**Exercise task:** Each line of the data that includes the string "this" is to be copied out.

**Supplied material:**
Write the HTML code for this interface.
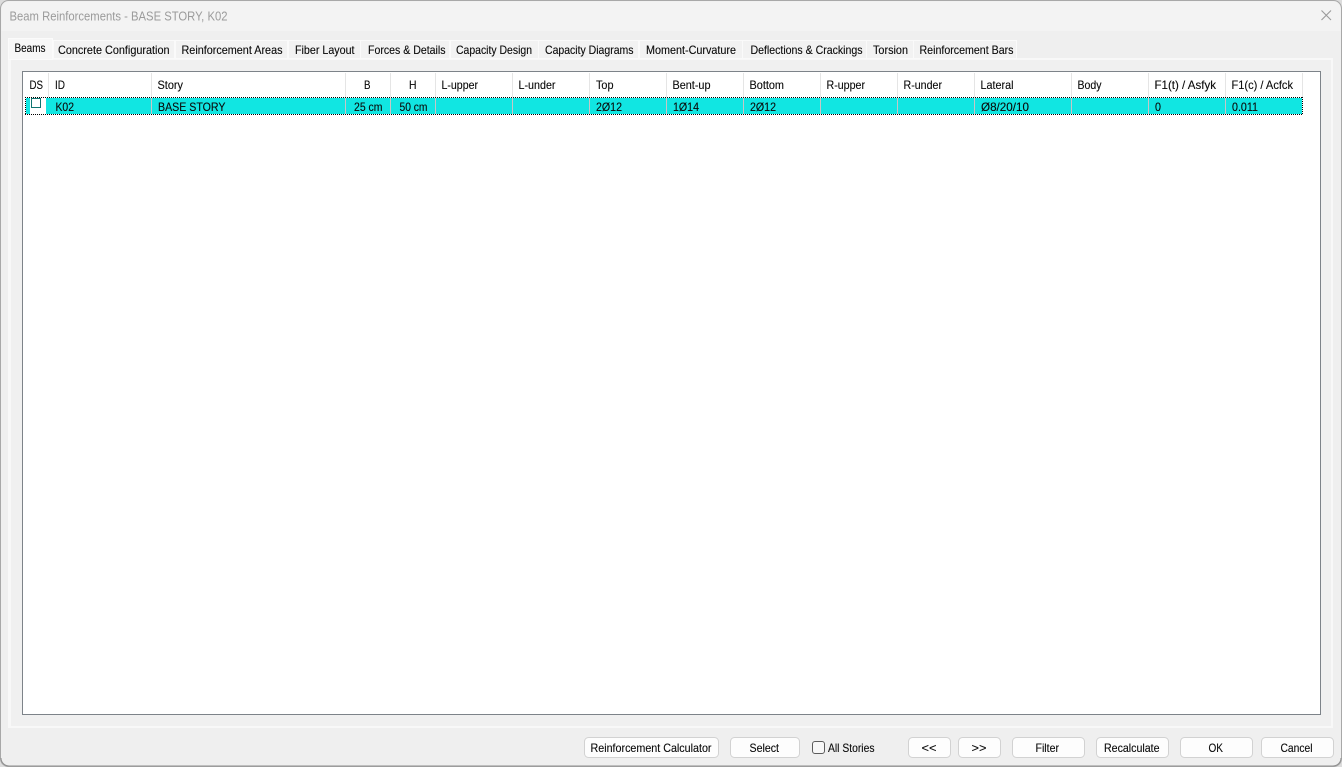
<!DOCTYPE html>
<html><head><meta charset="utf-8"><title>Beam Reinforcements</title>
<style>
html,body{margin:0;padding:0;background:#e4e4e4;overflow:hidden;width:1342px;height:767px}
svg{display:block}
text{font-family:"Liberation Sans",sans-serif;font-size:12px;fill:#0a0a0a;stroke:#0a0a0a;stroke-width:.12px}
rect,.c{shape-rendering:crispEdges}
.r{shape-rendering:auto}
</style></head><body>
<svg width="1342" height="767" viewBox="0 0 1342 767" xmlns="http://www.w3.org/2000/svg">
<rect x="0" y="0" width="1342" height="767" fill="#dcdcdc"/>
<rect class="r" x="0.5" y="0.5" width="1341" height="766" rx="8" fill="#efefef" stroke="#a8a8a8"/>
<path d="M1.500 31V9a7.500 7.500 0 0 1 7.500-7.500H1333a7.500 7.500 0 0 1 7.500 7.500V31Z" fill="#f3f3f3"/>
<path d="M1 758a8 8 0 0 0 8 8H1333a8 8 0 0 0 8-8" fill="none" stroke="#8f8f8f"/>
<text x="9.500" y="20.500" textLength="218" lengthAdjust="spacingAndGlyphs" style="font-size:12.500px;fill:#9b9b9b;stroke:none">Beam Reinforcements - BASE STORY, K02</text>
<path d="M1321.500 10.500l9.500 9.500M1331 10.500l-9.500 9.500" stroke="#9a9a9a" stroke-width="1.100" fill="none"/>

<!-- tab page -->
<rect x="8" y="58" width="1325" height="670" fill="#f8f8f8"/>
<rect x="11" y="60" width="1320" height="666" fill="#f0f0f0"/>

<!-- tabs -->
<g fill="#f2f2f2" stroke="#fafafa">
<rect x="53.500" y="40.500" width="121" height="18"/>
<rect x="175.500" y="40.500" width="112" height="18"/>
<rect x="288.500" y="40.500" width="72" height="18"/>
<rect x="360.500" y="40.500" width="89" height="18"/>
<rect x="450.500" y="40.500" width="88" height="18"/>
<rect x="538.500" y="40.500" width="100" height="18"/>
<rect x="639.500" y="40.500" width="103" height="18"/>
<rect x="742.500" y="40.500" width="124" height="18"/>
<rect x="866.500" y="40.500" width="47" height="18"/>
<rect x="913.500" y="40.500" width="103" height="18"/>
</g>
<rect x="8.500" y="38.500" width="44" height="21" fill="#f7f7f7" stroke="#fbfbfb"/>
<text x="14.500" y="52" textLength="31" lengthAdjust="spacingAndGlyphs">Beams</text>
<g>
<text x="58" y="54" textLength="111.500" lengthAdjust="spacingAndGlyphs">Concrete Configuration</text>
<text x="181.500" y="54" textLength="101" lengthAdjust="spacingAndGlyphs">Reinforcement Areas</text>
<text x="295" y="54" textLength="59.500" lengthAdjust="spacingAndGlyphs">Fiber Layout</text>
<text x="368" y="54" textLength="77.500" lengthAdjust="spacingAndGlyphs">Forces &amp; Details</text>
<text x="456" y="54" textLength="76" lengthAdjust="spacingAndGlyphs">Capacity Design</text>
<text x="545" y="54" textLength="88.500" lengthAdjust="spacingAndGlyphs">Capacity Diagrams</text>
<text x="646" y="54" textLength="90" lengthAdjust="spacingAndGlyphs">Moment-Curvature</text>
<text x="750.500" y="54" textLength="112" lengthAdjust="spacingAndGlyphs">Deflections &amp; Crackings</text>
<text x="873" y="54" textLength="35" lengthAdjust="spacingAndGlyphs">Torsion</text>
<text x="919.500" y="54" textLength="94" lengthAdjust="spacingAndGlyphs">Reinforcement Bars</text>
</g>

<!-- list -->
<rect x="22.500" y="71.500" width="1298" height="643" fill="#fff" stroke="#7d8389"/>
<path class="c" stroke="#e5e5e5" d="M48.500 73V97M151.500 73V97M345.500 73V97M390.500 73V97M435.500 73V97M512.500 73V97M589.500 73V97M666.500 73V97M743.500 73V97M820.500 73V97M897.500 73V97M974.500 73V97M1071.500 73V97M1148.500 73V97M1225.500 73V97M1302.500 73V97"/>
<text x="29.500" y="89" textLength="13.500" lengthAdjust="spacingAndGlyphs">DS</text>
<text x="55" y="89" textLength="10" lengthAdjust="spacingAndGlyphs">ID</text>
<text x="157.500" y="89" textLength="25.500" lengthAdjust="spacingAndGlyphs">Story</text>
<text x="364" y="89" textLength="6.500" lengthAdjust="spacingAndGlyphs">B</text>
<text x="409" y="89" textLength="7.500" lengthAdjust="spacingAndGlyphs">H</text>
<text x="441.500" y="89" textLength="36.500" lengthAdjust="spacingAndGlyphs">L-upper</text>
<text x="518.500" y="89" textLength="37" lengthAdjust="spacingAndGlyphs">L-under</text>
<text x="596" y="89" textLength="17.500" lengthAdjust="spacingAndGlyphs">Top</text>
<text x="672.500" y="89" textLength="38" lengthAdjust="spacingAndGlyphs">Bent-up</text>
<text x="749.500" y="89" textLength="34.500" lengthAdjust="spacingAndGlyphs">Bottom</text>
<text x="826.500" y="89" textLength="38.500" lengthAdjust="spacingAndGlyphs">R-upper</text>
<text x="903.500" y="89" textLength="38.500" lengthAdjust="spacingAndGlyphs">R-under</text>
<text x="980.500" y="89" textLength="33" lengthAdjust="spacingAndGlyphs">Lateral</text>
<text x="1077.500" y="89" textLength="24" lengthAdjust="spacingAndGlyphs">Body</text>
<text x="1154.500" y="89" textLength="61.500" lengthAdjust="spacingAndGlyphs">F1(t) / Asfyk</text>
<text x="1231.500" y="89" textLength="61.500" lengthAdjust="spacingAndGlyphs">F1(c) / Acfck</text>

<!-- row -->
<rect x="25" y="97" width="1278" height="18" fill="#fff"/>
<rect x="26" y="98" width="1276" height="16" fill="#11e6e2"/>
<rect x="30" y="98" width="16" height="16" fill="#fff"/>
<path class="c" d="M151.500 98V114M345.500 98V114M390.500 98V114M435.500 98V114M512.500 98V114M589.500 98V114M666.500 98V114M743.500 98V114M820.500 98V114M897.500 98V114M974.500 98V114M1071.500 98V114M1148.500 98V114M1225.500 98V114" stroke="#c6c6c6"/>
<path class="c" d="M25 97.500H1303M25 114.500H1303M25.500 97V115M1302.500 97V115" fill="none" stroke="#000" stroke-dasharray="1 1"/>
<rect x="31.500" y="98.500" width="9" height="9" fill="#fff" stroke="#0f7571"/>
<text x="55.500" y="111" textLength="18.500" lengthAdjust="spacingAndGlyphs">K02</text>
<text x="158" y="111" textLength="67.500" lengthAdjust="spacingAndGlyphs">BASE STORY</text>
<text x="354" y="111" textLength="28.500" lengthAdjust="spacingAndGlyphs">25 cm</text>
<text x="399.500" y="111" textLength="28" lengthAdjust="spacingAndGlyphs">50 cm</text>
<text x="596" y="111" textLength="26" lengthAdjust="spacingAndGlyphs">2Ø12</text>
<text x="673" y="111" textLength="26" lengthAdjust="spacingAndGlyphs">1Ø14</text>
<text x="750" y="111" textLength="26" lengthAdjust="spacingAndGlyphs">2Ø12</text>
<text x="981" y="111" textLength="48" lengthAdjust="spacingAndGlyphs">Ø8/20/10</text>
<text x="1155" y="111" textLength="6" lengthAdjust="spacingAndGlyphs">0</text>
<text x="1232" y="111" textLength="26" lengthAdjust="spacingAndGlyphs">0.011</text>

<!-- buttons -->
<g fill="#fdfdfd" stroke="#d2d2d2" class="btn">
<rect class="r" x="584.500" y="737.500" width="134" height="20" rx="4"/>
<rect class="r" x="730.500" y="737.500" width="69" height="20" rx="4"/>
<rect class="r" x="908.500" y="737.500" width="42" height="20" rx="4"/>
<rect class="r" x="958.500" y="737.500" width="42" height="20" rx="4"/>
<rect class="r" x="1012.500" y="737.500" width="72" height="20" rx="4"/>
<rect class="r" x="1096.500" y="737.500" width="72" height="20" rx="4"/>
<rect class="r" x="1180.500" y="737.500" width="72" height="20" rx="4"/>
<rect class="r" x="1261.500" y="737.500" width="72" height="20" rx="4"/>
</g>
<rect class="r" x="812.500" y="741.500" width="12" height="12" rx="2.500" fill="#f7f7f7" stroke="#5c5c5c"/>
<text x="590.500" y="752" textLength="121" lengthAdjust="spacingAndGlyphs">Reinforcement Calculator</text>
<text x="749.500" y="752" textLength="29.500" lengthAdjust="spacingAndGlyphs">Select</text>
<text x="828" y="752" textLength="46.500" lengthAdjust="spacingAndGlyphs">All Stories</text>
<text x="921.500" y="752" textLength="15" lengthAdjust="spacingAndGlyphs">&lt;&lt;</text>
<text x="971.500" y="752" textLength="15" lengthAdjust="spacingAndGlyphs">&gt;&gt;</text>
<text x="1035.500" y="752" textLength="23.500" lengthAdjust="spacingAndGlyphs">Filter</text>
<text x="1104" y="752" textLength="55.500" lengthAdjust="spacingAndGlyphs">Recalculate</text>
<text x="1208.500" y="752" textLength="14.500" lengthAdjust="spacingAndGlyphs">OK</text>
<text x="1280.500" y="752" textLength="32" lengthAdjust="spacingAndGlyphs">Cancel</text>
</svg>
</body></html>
...
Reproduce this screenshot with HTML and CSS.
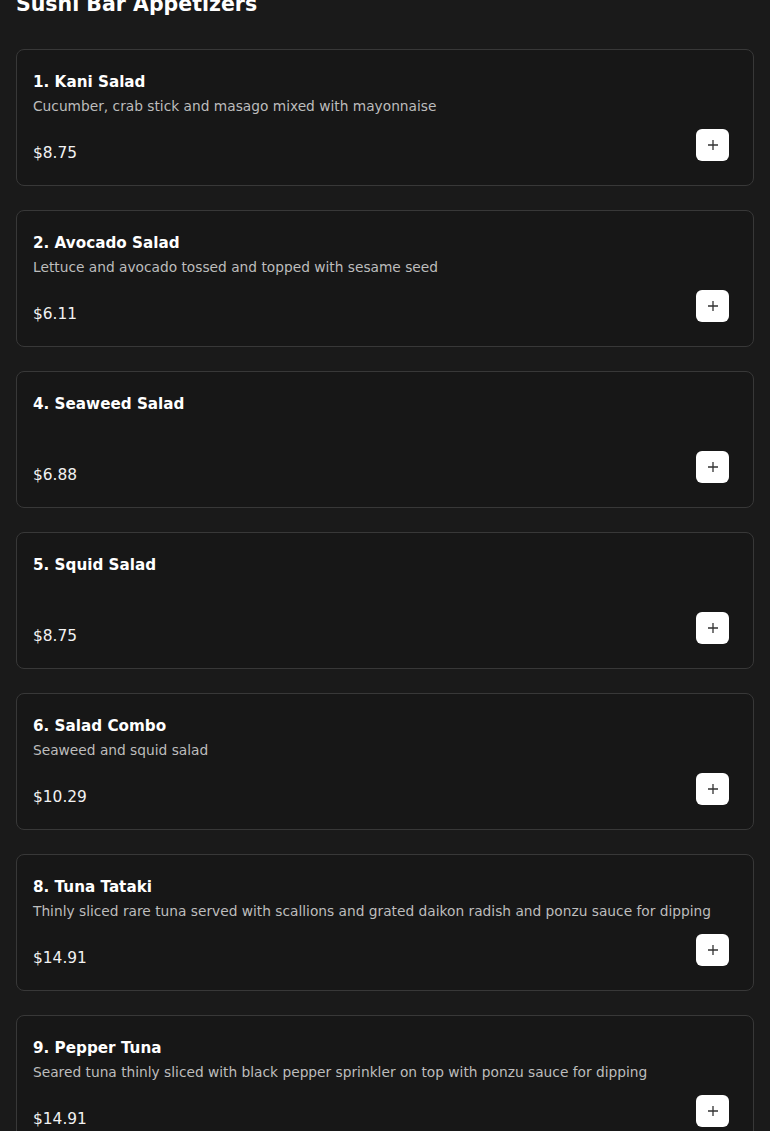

**Output of the exercise:**
Write the HTML code for this interface.
Reproduce this screenshot with HTML and CSS.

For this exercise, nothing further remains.